Start

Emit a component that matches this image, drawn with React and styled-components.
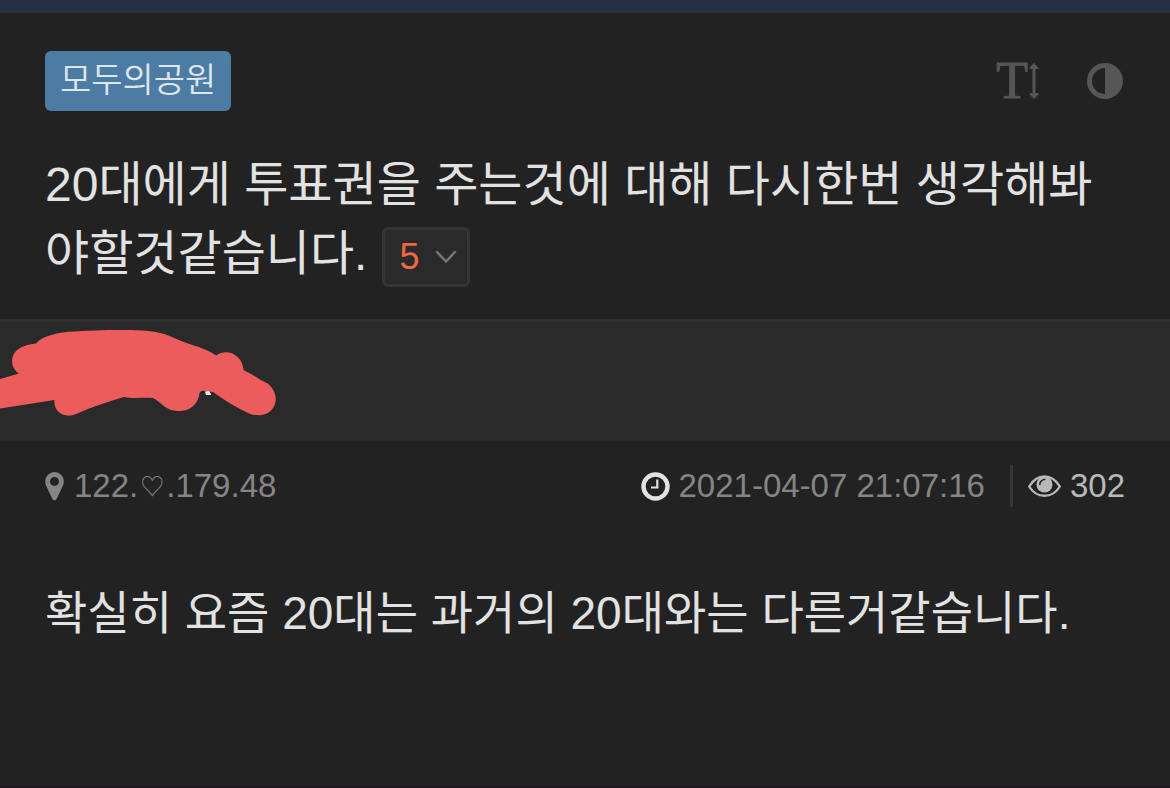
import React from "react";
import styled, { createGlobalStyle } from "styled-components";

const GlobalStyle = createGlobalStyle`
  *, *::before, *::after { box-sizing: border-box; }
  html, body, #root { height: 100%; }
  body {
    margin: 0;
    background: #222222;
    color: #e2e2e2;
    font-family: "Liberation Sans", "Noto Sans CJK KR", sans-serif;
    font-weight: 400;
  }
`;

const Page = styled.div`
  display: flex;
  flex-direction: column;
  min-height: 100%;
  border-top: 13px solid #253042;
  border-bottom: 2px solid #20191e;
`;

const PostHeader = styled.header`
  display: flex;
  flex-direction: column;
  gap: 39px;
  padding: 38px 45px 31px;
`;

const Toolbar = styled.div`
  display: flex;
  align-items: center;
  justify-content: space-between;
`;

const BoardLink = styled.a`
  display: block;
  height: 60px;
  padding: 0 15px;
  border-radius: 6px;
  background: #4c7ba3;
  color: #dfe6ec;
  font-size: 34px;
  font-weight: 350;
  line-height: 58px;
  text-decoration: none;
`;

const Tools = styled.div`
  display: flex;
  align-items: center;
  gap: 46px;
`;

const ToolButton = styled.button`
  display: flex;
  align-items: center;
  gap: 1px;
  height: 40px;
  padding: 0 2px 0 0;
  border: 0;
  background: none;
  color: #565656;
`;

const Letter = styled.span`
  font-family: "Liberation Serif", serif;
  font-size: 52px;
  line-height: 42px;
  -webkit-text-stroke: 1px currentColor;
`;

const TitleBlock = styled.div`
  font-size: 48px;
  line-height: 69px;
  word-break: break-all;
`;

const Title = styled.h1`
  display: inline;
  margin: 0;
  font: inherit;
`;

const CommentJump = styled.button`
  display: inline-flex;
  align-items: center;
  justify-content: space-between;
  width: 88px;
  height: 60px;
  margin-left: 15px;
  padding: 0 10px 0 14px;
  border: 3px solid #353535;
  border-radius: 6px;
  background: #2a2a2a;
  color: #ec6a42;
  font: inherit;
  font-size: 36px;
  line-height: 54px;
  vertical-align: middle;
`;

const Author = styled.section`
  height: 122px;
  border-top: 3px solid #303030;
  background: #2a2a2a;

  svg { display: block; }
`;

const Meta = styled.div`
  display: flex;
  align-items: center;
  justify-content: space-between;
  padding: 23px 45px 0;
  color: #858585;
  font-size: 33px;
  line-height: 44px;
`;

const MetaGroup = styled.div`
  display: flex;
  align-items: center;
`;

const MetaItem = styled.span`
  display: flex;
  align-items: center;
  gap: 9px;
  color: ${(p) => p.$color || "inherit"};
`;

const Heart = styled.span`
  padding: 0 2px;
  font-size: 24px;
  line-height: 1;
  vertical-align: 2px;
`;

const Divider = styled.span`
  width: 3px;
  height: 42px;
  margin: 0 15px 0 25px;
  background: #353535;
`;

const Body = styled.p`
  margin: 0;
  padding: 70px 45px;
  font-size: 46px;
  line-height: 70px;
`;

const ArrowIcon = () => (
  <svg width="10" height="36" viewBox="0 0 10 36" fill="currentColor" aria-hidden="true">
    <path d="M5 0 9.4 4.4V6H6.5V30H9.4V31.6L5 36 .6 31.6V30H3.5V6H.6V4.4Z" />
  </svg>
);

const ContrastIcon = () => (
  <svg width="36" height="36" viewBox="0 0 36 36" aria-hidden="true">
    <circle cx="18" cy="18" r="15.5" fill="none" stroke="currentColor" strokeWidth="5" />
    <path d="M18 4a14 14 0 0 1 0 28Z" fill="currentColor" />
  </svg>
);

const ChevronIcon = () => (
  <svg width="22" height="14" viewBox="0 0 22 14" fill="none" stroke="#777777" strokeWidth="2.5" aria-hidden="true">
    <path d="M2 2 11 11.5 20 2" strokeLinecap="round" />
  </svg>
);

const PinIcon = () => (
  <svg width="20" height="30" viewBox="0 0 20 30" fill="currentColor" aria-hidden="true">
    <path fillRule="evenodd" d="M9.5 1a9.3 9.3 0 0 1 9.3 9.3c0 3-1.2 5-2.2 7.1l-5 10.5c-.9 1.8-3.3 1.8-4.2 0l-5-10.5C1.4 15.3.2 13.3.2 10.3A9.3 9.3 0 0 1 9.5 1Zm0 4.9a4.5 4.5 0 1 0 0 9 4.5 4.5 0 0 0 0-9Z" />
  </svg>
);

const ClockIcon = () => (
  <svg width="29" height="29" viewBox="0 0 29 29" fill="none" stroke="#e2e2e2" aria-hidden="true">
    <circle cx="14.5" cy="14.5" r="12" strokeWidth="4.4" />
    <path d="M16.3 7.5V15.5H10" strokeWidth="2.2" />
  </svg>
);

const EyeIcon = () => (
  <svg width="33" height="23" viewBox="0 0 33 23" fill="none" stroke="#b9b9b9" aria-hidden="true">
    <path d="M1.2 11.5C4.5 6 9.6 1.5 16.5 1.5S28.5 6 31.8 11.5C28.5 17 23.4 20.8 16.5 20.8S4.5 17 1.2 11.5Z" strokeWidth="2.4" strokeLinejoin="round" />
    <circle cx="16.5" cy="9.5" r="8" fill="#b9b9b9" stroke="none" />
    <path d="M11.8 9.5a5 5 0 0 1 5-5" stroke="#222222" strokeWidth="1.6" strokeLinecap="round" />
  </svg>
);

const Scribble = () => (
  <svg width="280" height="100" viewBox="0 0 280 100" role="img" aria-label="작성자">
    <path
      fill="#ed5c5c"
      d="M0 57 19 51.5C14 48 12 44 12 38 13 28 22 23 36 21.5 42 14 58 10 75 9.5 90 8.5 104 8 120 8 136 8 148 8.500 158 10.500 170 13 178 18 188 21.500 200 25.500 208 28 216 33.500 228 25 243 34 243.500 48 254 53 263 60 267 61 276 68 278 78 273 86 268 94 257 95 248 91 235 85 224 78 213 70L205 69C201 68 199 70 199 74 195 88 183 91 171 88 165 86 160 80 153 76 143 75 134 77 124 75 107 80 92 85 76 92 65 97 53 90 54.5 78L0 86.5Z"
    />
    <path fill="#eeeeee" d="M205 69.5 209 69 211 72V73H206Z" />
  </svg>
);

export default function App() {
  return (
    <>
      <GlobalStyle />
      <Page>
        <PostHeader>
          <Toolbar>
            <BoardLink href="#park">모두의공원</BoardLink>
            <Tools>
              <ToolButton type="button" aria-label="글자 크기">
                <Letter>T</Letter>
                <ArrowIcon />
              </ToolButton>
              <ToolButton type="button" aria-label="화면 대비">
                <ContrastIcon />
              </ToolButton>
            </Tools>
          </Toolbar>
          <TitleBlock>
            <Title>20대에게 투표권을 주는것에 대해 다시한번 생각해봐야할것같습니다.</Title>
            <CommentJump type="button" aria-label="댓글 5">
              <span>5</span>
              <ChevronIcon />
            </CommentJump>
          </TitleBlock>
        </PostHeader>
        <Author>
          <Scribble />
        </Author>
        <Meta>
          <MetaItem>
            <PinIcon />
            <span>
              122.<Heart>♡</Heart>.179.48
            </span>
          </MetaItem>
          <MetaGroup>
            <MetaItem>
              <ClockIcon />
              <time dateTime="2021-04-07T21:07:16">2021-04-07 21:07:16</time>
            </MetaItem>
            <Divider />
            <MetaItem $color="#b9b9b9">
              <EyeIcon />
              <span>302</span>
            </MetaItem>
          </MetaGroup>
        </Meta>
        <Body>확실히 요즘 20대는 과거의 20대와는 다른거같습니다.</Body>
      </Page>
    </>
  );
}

End

Except for the pictures, print the data above exactly.

**Answer to the problem:**
Emit a component that matches this image, drawn with React and styled-components.
import React from "react";
import styled, { createGlobalStyle } from "styled-components";

const GlobalStyle = createGlobalStyle`
  *, *::before, *::after { box-sizing: border-box; }
  html, body, #root { height: 100%; }
  body {
    margin: 0;
    background: #222222;
    color: #e2e2e2;
    font-family: "Liberation Sans", "Noto Sans CJK KR", sans-serif;
    font-weight: 400;
  }
`;

const Page = styled.div`
  display: flex;
  flex-direction: column;
  min-height: 100%;
  border-top: 13px solid #253042;
  border-bottom: 2px solid #20191e;
`;

const PostHeader = styled.header`
  display: flex;
  flex-direction: column;
  gap: 39px;
  padding: 38px 45px 31px;
`;

const Toolbar = styled.div`
  display: flex;
  align-items: center;
  justify-content: space-between;
`;

const BoardLink = styled.a`
  display: block;
  height: 60px;
  padding: 0 15px;
  border-radius: 6px;
  background: #4c7ba3;
  color: #dfe6ec;
  font-size: 34px;
  font-weight: 350;
  line-height: 58px;
  text-decoration: none;
`;

const Tools = styled.div`
  display: flex;
  align-items: center;
  gap: 46px;
`;

const ToolButton = styled.button`
  display: flex;
  align-items: center;
  gap: 1px;
  height: 40px;
  padding: 0 2px 0 0;
  border: 0;
  background: none;
  color: #565656;
`;

const Letter = styled.span`
  font-family: "Liberation Serif", serif;
  font-size: 52px;
  line-height: 42px;
  -webkit-text-stroke: 1px currentColor;
`;

const TitleBlock = styled.div`
  font-size: 48px;
  line-height: 69px;
  word-break: break-all;
`;

const Title = styled.h1`
  display: inline;
  margin: 0;
  font: inherit;
`;

const CommentJump = styled.button`
  display: inline-flex;
  align-items: center;
  justify-content: space-between;
  width: 88px;
  height: 60px;
  margin-left: 15px;
  padding: 0 10px 0 14px;
  border: 3px solid #353535;
  border-radius: 6px;
  background: #2a2a2a;
  color: #ec6a42;
  font: inherit;
  font-size: 36px;
  line-height: 54px;
  vertical-align: middle;
`;

const Author = styled.section`
  height: 122px;
  border-top: 3px solid #303030;
  background: #2a2a2a;

  svg { display: block; }
`;

const Meta = styled.div`
  display: flex;
  align-items: center;
  justify-content: space-between;
  padding: 23px 45px 0;
  color: #858585;
  font-size: 33px;
  line-height: 44px;
`;

const MetaGroup = styled.div`
  display: flex;
  align-items: center;
`;

const MetaItem = styled.span`
  display: flex;
  align-items: center;
  gap: 9px;
  color: ${(p) => p.$color || "inherit"};
`;

const Heart = styled.span`
  padding: 0 2px;
  font-size: 24px;
  line-height: 1;
  vertical-align: 2px;
`;

const Divider = styled.span`
  width: 3px;
  height: 42px;
  margin: 0 15px 0 25px;
  background: #353535;
`;

const Body = styled.p`
  margin: 0;
  padding: 70px 45px;
  font-size: 46px;
  line-height: 70px;
`;

const ArrowIcon = () => (
  <svg width="10" height="36" viewBox="0 0 10 36" fill="currentColor" aria-hidden="true">
    <path d="M5 0 9.4 4.4V6H6.5V30H9.4V31.6L5 36 .6 31.6V30H3.5V6H.6V4.4Z" />
  </svg>
);

const ContrastIcon = () => (
  <svg width="36" height="36" viewBox="0 0 36 36" aria-hidden="true">
    <circle cx="18" cy="18" r="15.5" fill="none" stroke="currentColor" strokeWidth="5" />
    <path d="M18 4a14 14 0 0 1 0 28Z" fill="currentColor" />
  </svg>
);

const ChevronIcon = () => (
  <svg width="22" height="14" viewBox="0 0 22 14" fill="none" stroke="#777777" strokeWidth="2.5" aria-hidden="true">
    <path d="M2 2 11 11.5 20 2" strokeLinecap="round" />
  </svg>
);

const PinIcon = () => (
  <svg width="20" height="30" viewBox="0 0 20 30" fill="currentColor" aria-hidden="true">
    <path fillRule="evenodd" d="M9.5 1a9.3 9.3 0 0 1 9.3 9.3c0 3-1.2 5-2.2 7.1l-5 10.5c-.9 1.8-3.3 1.8-4.2 0l-5-10.5C1.4 15.3.2 13.3.2 10.3A9.3 9.3 0 0 1 9.5 1Zm0 4.9a4.5 4.5 0 1 0 0 9 4.5 4.5 0 0 0 0-9Z" />
  </svg>
);

const ClockIcon = () => (
  <svg width="29" height="29" viewBox="0 0 29 29" fill="none" stroke="#e2e2e2" aria-hidden="true">
    <circle cx="14.5" cy="14.5" r="12" strokeWidth="4.4" />
    <path d="M16.3 7.5V15.5H10" strokeWidth="2.2" />
  </svg>
);

const EyeIcon = () => (
  <svg width="33" height="23" viewBox="0 0 33 23" fill="none" stroke="#b9b9b9" aria-hidden="true">
    <path d="M1.2 11.5C4.5 6 9.6 1.5 16.5 1.5S28.5 6 31.8 11.5C28.5 17 23.4 20.8 16.5 20.8S4.5 17 1.2 11.5Z" strokeWidth="2.4" strokeLinejoin="round" />
    <circle cx="16.5" cy="9.5" r="8" fill="#b9b9b9" stroke="none" />
    <path d="M11.8 9.5a5 5 0 0 1 5-5" stroke="#222222" strokeWidth="1.6" strokeLinecap="round" />
  </svg>
);

const Scribble = () => (
  <svg width="280" height="100" viewBox="0 0 280 100" role="img" aria-label="작성자">
    <path
      fill="#ed5c5c"
      d="M0 57 19 51.5C14 48 12 44 12 38 13 28 22 23 36 21.5 42 14 58 10 75 9.5 90 8.5 104 8 120 8 136 8 148 8.500 158 10.500 170 13 178 18 188 21.500 200 25.500 208 28 216 33.500 228 25 243 34 243.500 48 254 53 263 60 267 61 276 68 278 78 273 86 268 94 257 95 248 91 235 85 224 78 213 70L205 69C201 68 199 70 199 74 195 88 183 91 171 88 165 86 160 80 153 76 143 75 134 77 124 75 107 80 92 85 76 92 65 97 53 90 54.5 78L0 86.5Z"
    />
    <path fill="#eeeeee" d="M205 69.5 209 69 211 72V73H206Z" />
  </svg>
);

export default function App() {
  return (
    <>
      <GlobalStyle />
      <Page>
        <PostHeader>
          <Toolbar>
            <BoardLink href="#park">모두의공원</BoardLink>
            <Tools>
              <ToolButton type="button" aria-label="글자 크기">
                <Letter>T</Letter>
                <ArrowIcon />
              </ToolButton>
              <ToolButton type="button" aria-label="화면 대비">
                <ContrastIcon />
              </ToolButton>
            </Tools>
          </Toolbar>
          <TitleBlock>
            <Title>20대에게 투표권을 주는것에 대해 다시한번 생각해봐야할것같습니다.</Title>
            <CommentJump type="button" aria-label="댓글 5">
              <span>5</span>
              <ChevronIcon />
            </CommentJump>
          </TitleBlock>
        </PostHeader>
        <Author>
          <Scribble />
        </Author>
        <Meta>
          <MetaItem>
            <PinIcon />
            <span>
              122.<Heart>♡</Heart>.179.48
            </span>
          </MetaItem>
          <MetaGroup>
            <MetaItem>
              <ClockIcon />
              <time dateTime="2021-04-07T21:07:16">2021-04-07 21:07:16</time>
            </MetaItem>
            <Divider />
            <MetaItem $color="#b9b9b9">
              <EyeIcon />
              <span>302</span>
            </MetaItem>
          </MetaGroup>
        </Meta>
        <Body>확실히 요즘 20대는 과거의 20대와는 다른거같습니다.</Body>
      </Page>
    </>
  );
}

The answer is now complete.